The congresswoman revealed that she developed “traumatic stress disorder” and it let to the end of her marriage.
Years later, when she remarried, her doctors told Jayapal that “any future pregnancy would be extremely high-risk and could result in a birth similar to Janak’s.”
Even though she took precautions to make sure that she did not get pregnant, she got pregnant.
“It was excruciating,” she wrote. “I wanted children, but I wasn’t ready, nor was I fully recovered. I was so grateful that Janak had survived, but I could not tempt fate again. It had to be my choice, because in the end, I would be the one to carry the fetus in my body, I would be the one to potentially face another emergency cesarean section, and I would be the one whose baby could suffer the serious, sometimes fatal consequences of extreme prematurity. I could not simply hope for the best — I had to make a decision based on the tremendous risks that had been clearly laid out for me.”
The congresswoman wrote that she decided that she “could not responsibly have the baby,” which “was a heartbreaking decision.”

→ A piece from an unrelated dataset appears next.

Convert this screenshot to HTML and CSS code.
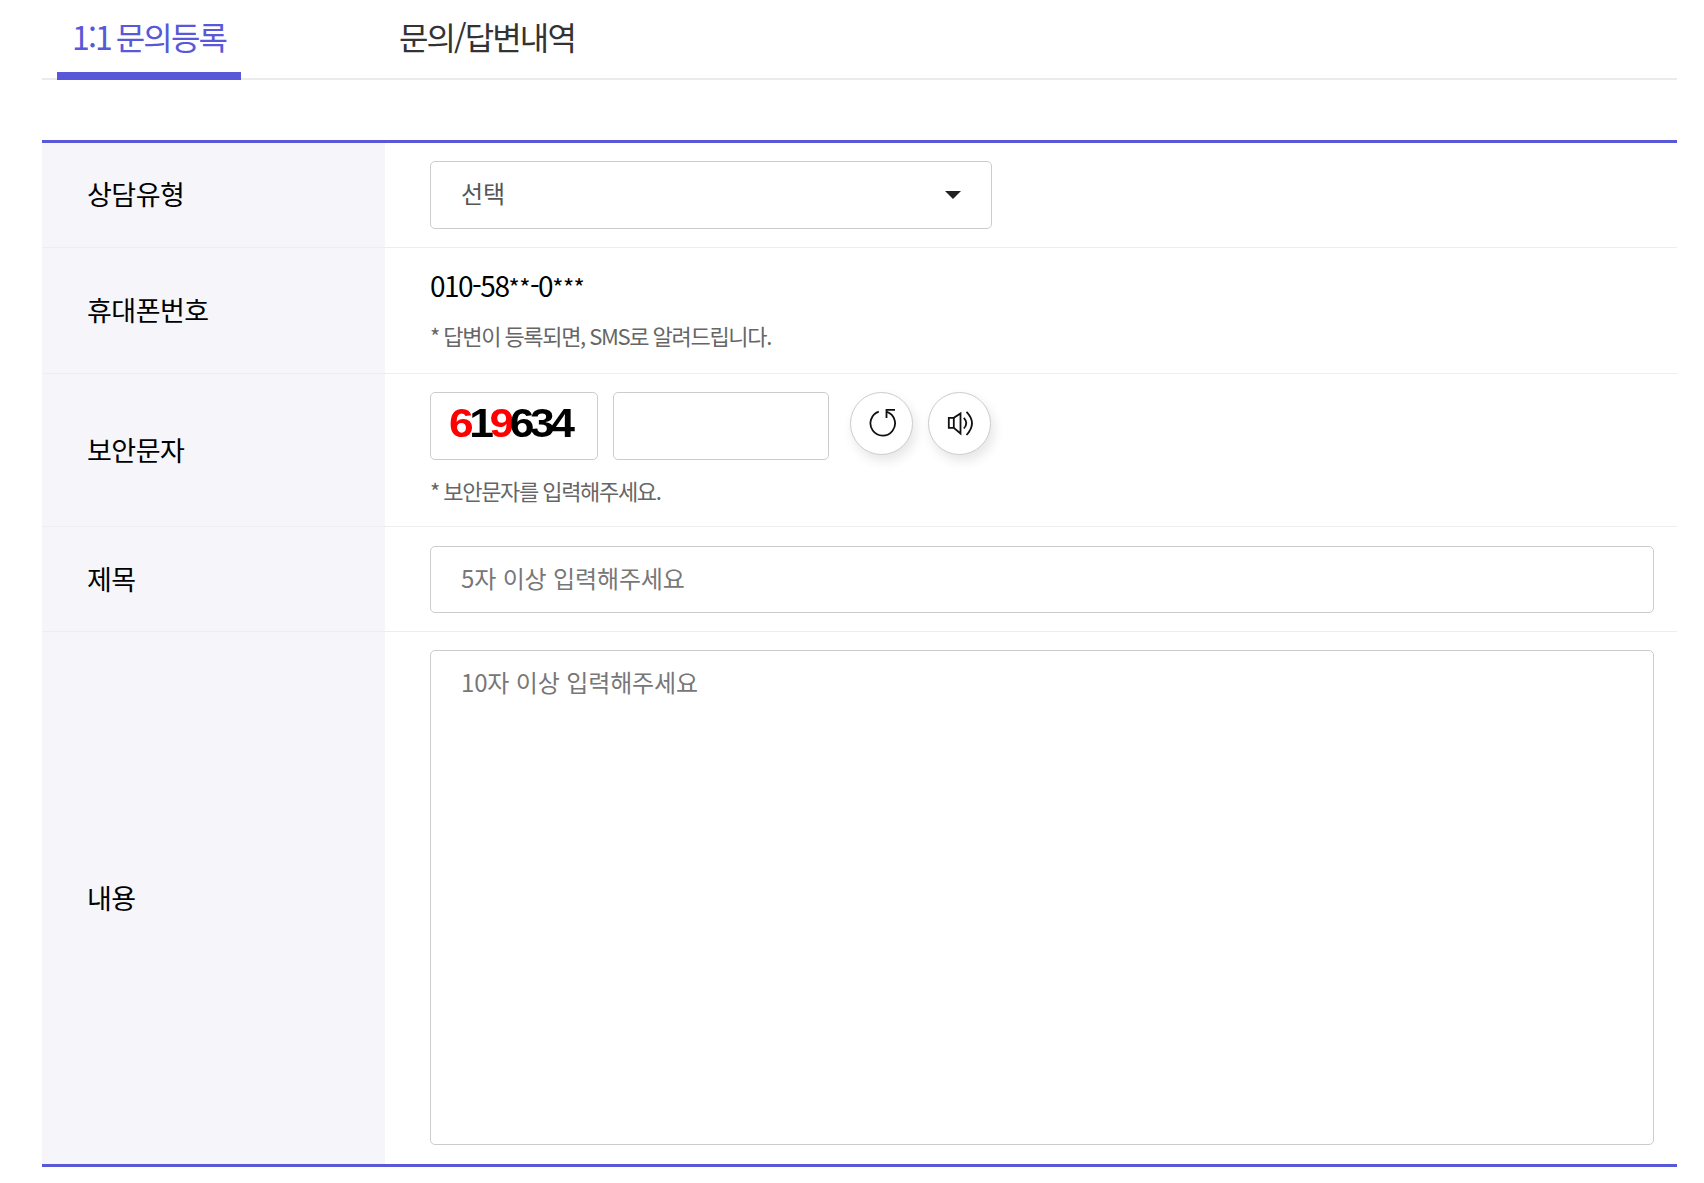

Jayapal, the only Indian American woman to serve in US Congress, added that, to this day, she has “deep emotions about all the events” of her life. “For me, terminating my pregnancy was not an easy choice, but it was my choice,” she wrote. “That is the single thing that has allowed me to live with the consequences of my decisions. And that is what must be preserved, for every pregnant person.”
Jayapal wrote that she is speaking about the abortion publicly because she is “deeply concerned about the intensified efforts to strip choice and constitutional rights away from pregnant people and the simplistic ways of trying to criminalize abortion.”